Elsevier

Neuroscience

Volume 6, Issue 10, October 1981, Pages 2053-2057, 2059-2061
Neuroscience

Reorganization of muscle afferent projections accompanies peripheral nerve regeneration

https://doi.org/10.1016/0306-4522(81)90043-9Get rights and content

Abstract

Dorsal horn projections from muscle innervated by the common peroneal branch of the rat sciatic nerve were studied in three experimental situations: after either epineurial or individual fascicular suture of the sciatic nerve, or after isolated severance and repair of the peroneal sciatic fascicle. Four months after surgery, the peroneal-innervated muscles were injected with a conjugate of horseradish peroxidase and wheatgerm agglutinin. Projections from these muscles, as well as from peroneal-innervated skin and the entire sciatic nerve, were also studied in normal controls. Rats were perfused forty-eight hours after enzyme exposure, and the presence of horseradish peroxidase demonstrated by reaction of spinal cord sections with H2O2 and tetramethylbenzidine.

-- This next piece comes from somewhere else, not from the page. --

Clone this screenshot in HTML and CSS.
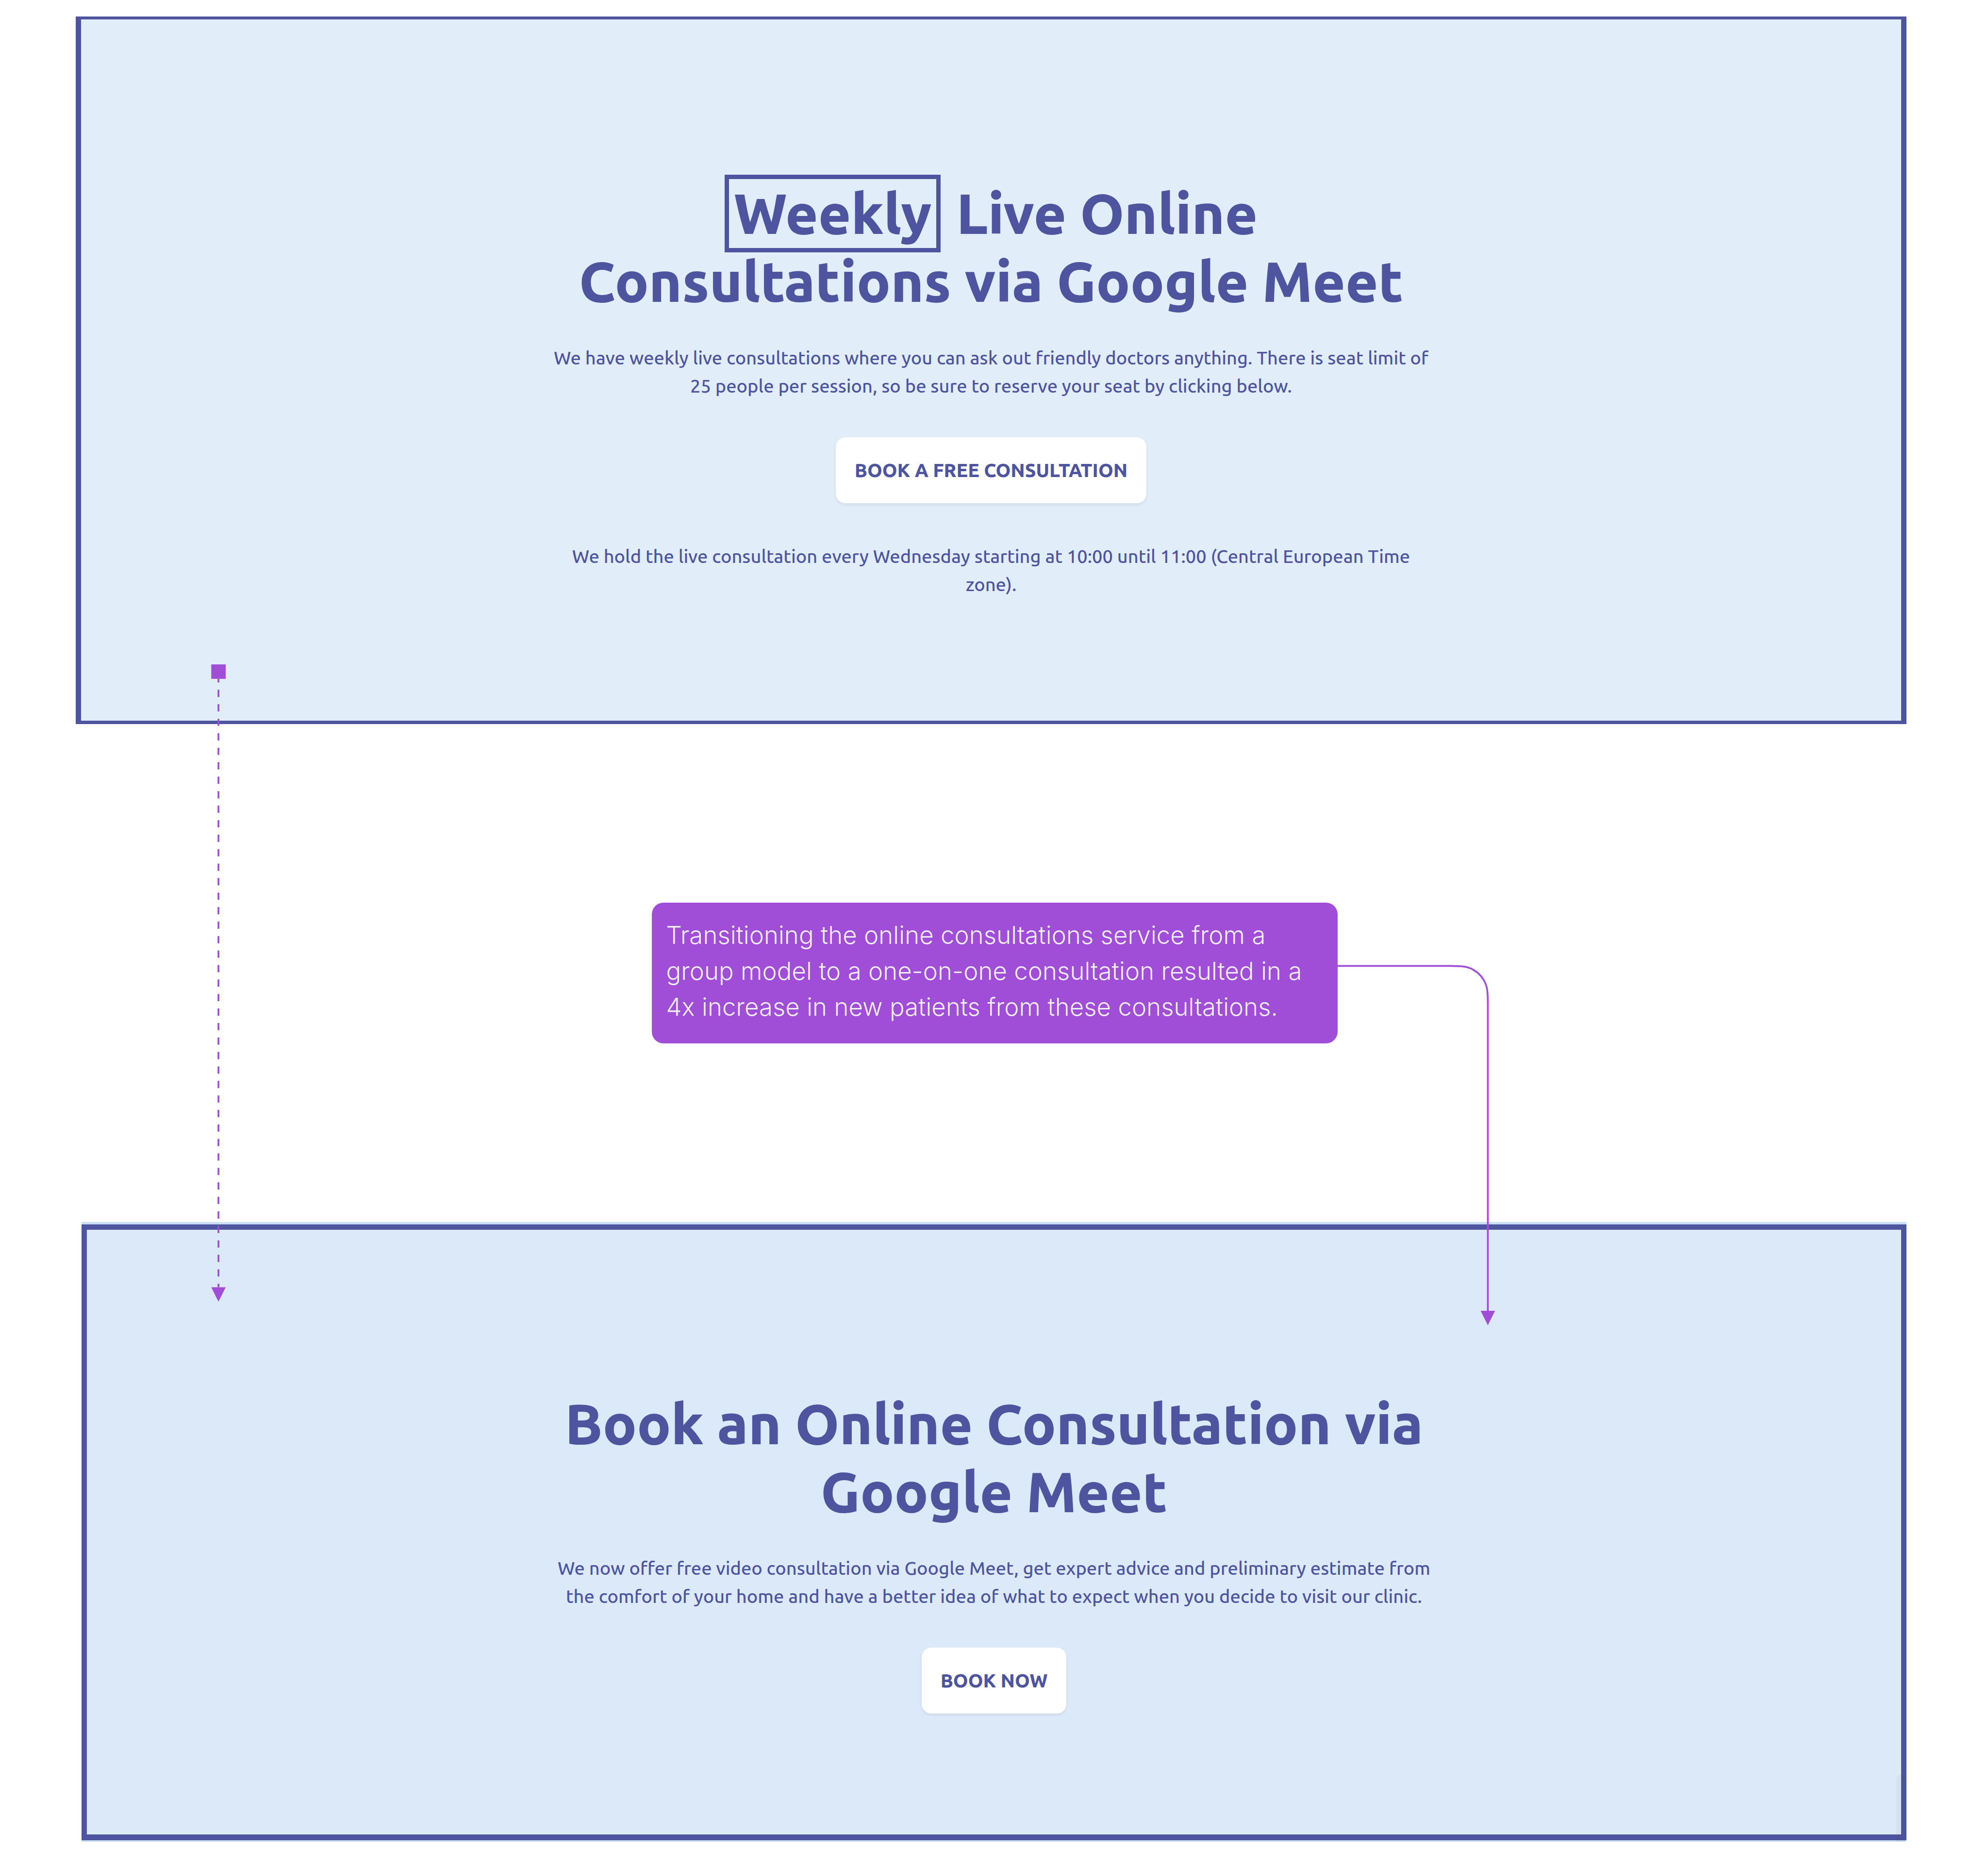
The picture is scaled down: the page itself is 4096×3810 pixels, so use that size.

Injection of normal peroneal-innervated muscle labeled a sharply-defined area within the substantia gelatinosa of the ipsilateral dorsal horn. After regeneration from individual fascicular sciatic repair, or suture of the isolated peroneal fascicle, this projection was more widespread, resembling that from normal peroneal-innervated skin. The muscle projection was even wider and more variable following epineurial repair, yet always confined within the normal sciatic projection. The width and variability of muscle projections after epineurial suture probably reflect inter-fascicular misdirection of regenerating axons. The finding of expanded projections even after partial (individual fascicular) and total (isolated peroneal repair) elimination of this misdirection, and the similarity of these projections to those of peroneal-innervated skin, suggest confusion at the intra-fascicular level as well. Muscle could be reinnervated by peroneal nerve axons which previously served non-muscular structures, and which project to a wider area of the dorsal horn not originally labeled by muscle injection.

These experiments demonstrate a substantial projection from muscle to the substantia gelatinosa, an area strongly implicated in the processing of nociceptive information. Reorganization of these projections might provide an anatomical substrate for abnormal pain perception after peripheral nerve injury, including confusion as to its tissue of origin. Furthermore, this reorganization is not eliminated by individual fascicular suture. This technique, which decreases the frequency with which regenerating axons cross from one fascicle to another, does not, therefore, prevent axon disorganization within the fascicle itself.